From: vignesh C <vignesh21(at)gmail(dot)com>
To: Önder Kalacı <onderkalaci(at)gmail(dot)com>
Cc: Amit Kapila <amit(dot)kapila16(at)gmail(dot)com>, "shiy(dot)fnst(at)fujitsu(dot)com" <shiy(dot)fnst(at)fujitsu(dot)com>, "wangw(dot)fnst(at)fujitsu(dot)com" <wangw(dot)fnst(at)fujitsu(dot)com>, Marco Slot <marco(dot)slot(at)gmail(dot)com>, Tom Lane <tgl(at)sss(dot)pgh(dot)pa(dot)us>, Andres Freund <andres(at)anarazel(dot)de>, PostgreSQL Hackers <pgsql-hackers(at)lists(dot)postgresql(dot)org>
Subject: Re: [PATCH] Use indexes on the subscriber when REPLICA IDENTITY is full on the publisher
Date: 2023-03-08 13:09:29
Message-ID: CALDaNm1uAuO2RnER+5GGR4wTUo3U2+ZvS1bfnTndmGmQzUyszg@mail.gmail.com
Views: Raw Message | Whole Thread | Download mbox | Resend email
Thread:
Lists: pgsql-hackers

On Fri, 3 Mar 2023 at 18:40, Önder Kalacı <onderkalaci(at)gmail(dot)com> wrote:
>
> Hi Vignesh,
>
> Thanks for the review
>
>>
>> 1) We are currently calling RelationGetIndexList twice, once in
>> FindUsableIndexForReplicaIdentityFull function and in the caller too,
>> we could avoid one of the calls by passing the indexlist to the
>> function or removing the check here, index list check can be handled
>> in FindUsableIndexForReplicaIdentityFull.
>> + if (remoterel->replident == REPLICA_IDENTITY_FULL &&
>> + RelationGetIndexList(localrel) != NIL)
>> + {
>> + /*
>> + * If we had a primary key or relation identity with a
>> unique index,
>> + * we would have already found and returned that oid.
>> At this point,
>> + * the remote relation has replica identity full and
>> we have at least
>> + * one local index defined.
>> + *
>> + * We are looking for one more opportunity for using
>> an index.

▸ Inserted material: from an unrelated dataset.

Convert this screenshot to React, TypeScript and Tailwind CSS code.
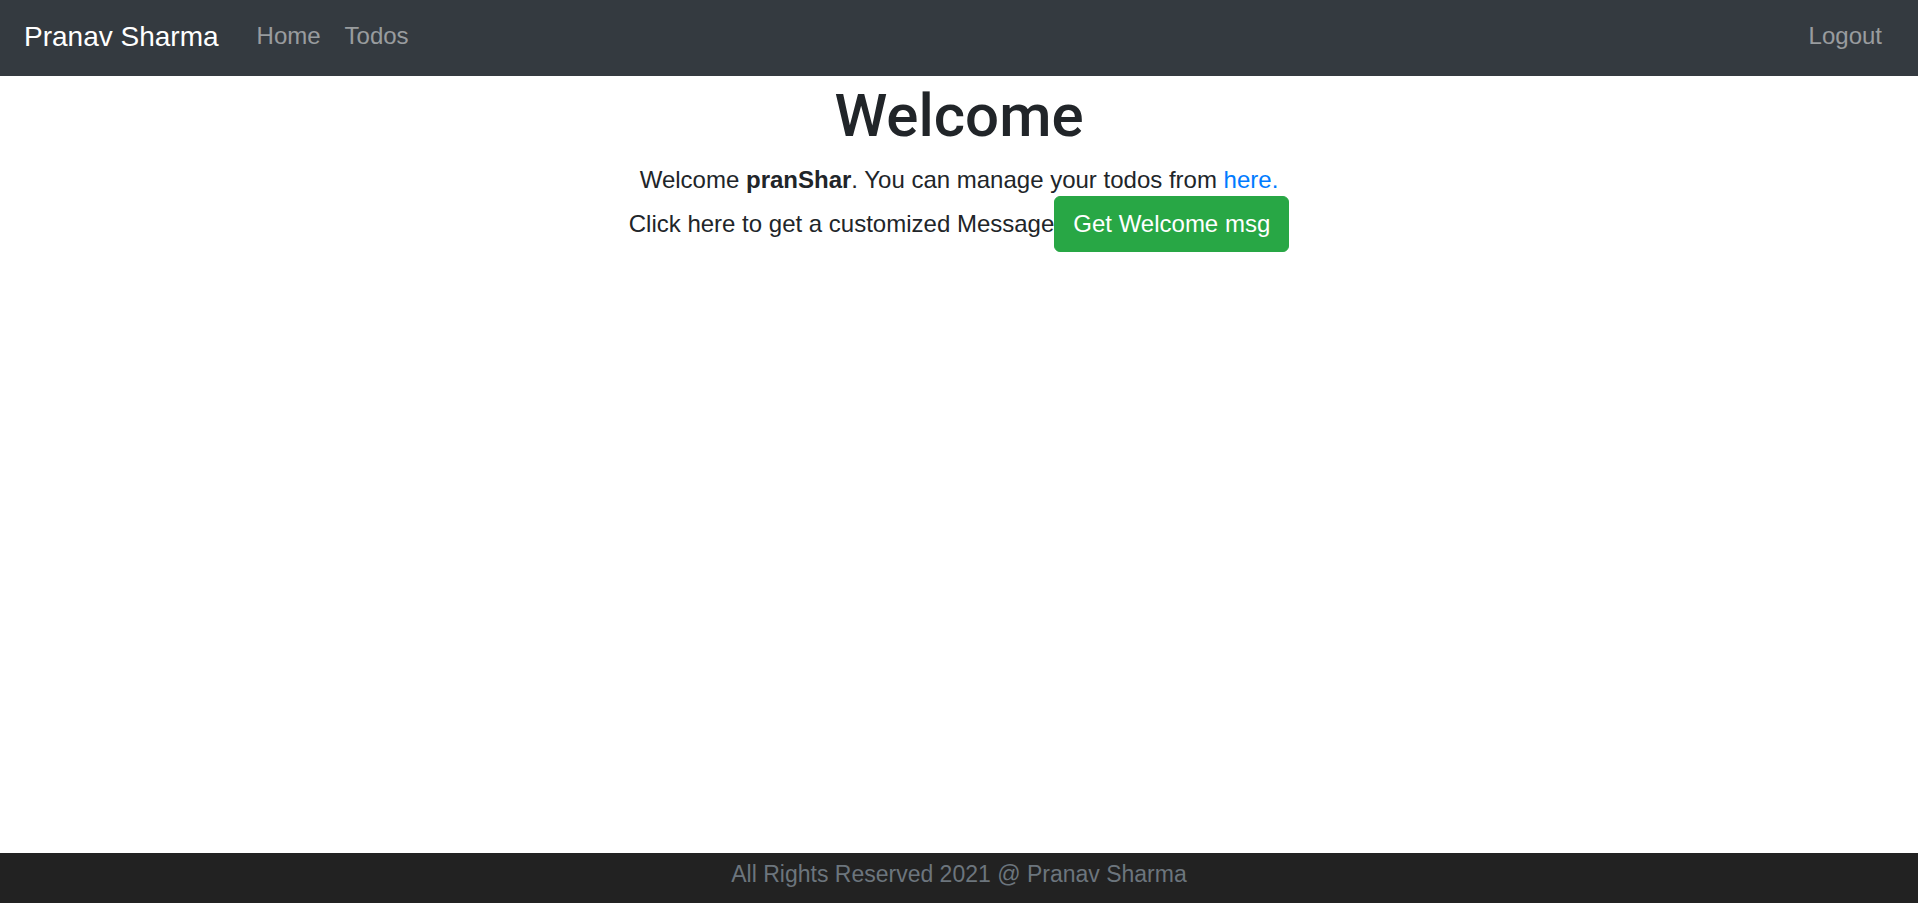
const font = { fontFamily: '"Liberation Sans", Arial, sans-serif' };
const headingFont = { fontFamily: 'Roboto, "Liberation Sans", sans-serif' };

export default function App() {
  return (
    <div className="flex min-h-screen flex-col bg-white text-[#212529]" style={font}>
      <nav className="flex h-[76px] items-center bg-[#343a40] px-[24px] pb-[4px]">
        <a href="#" className="mr-[26px] text-[28px] leading-[45px] text-white">
          Pranav Sharma
        </a>
        <div className="flex">
          <a href="#" className="px-[12px] text-[24px] text-white/50">
            Home
          </a>
          <a href="#" className="px-[12px] text-[24px] text-white/50">
            Todos
          </a>
        </div>
        <div className="ml-auto">
          <a href="#" className="px-[12px] text-[24px] text-white/50">
            Logout
          </a>
        </div>
      </nav>

      <main className="flex-1 text-center">
        <h1 className="mt-[4px] text-[60px] font-medium leading-[72px]" style={headingFont}>
          Welcome
        </h1>
        <div className="mt-[10px] text-[24px] leading-[36px]">
          Welcome <b>pranShar</b>. You can manage your todos from{' '}
          <a href="#" className="text-[#007bff]">
            here.
          </a>
        </div>
        <div className="mt-[-2px] text-[24px] leading-[36px]">
          Click here to get a customized Message
          <button className="rounded-[6px] border border-[#28a745] bg-[#28a745] px-[18px] py-[9px] text-[24px] leading-[36px] text-white">
            Get Welcome msg
          </button>
        </div>
      </main>

      <footer className="flex h-[50px] items-start justify-center bg-[#222222] pt-[6px] text-[23px] leading-[30px] text-[#6c757d]">
        All Rights Reserved 2021 @ Pranav Sharma
      </footer>
    </div>
  );
}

If
>> + * there are any indexes defined on the local
>> relation, try to pick
>> + * a suitable index.
>> + *
>> + * The index selection safely assumes that all the
>> columns are going
>> + * to be available for the index scan given that
>> remote relation has
>> + * replica identity full.
>> + */
>> + return FindUsableIndexForReplicaIdentityFull(localrel);
>> + }
>> +
>
>
> makes sense, done
>
>>
>>
>> 2) Copyright year should be mentioned as 2023
>> diff --git a/src/test/subscription/t/032_subscribe_use_index.pl
>> b/src/test/subscription/t/032_subscribe_use_index.pl
>> new file mode 100644
>> index 0000000000..db0a7ea2a0
>> --- /dev/null
>> +++ b/src/test/subscription/t/032_subscribe_use_index.pl
>> @@ -0,0 +1,861 @@
>> +# Copyright (c) 2021-2022, PostgreSQL Global Development Group
>> +
>> +# Test logical replication behavior with subscriber uses available index
>> +use strict;
>> +use warnings;
>> +use PostgreSQL::Test::Cluster;
>> +use PostgreSQL::Test::Utils;
>> +use Test::More;
>> +
>
>
> I changed it to #Copyright (c) 2022-2023, but I'm not sure if it should be only 2023 or
> like this.
>
>>
>>
>> 3) Many of the tests are using the same tables, we need not
>> drop/create publication/subscription for each of the team, we could
>> just drop and create required indexes and verify the update/delete
>> statements.
>> +# ====================================================================
>> +# Testcase start: SUBSCRIPTION USES INDEX
>> +#
>> +# Basic test where the subscriber uses index
>> +# and only updates 1 row and deletes
>> +# 1 other row
>> +#
>> +
>> +# create tables pub and sub
>> +$node_publisher->safe_psql('postgres',
>> + "CREATE TABLE test_replica_id_full (x int)");
>> +$node_publisher->safe_psql('postgres',
>> + "ALTER TABLE test_replica_id_full REPLICA IDENTITY FULL;");
>> +$node_subscriber->safe_psql('postgres',
>> + "CREATE TABLE test_replica_id_full (x int)");
>> +$node_subscriber->safe_psql('postgres',
>> + "CREATE INDEX test_replica_id_full_idx ON test_replica_id_full(x)");
>>
>> +# ====================================================================
>> +# Testcase start: SUBSCRIPTION CREATE/DROP INDEX WORKS WITHOUT ISSUES
>> +#
>> +# This test ensures that after CREATE INDEX, the subscriber can automatically
>> +# use one of the indexes (provided that it fulfils the requirements).
>> +# Similarly, after DROP index, the subscriber can automatically switch to
>> +# sequential scan
>> +
>> +# create tables pub and sub
>> +$node_publisher->safe_psql('postgres',
>> + "CREATE TABLE test_replica_id_full (x int NOT NULL, y int)");
>> +$node_publisher->safe_psql('postgres',
>> + "ALTER TABLE test_replica_id_full REPLICA IDENTITY FULL;");
>> +$node_subscriber->safe_psql('postgres',
>> + "CREATE TABLE test_replica_id_full (x int NOT NULL, y int)");
>
>
> Well, not all the tables are exactly the same, there are 4-5 different
> tables. Mostly the table names are the same.
>
> Plus, the overhead does not seem to be large enough to complicate
> the test. Many of the src/test/subscription/t files follow this pattern.
>
> Do you have strong opinions on changing this?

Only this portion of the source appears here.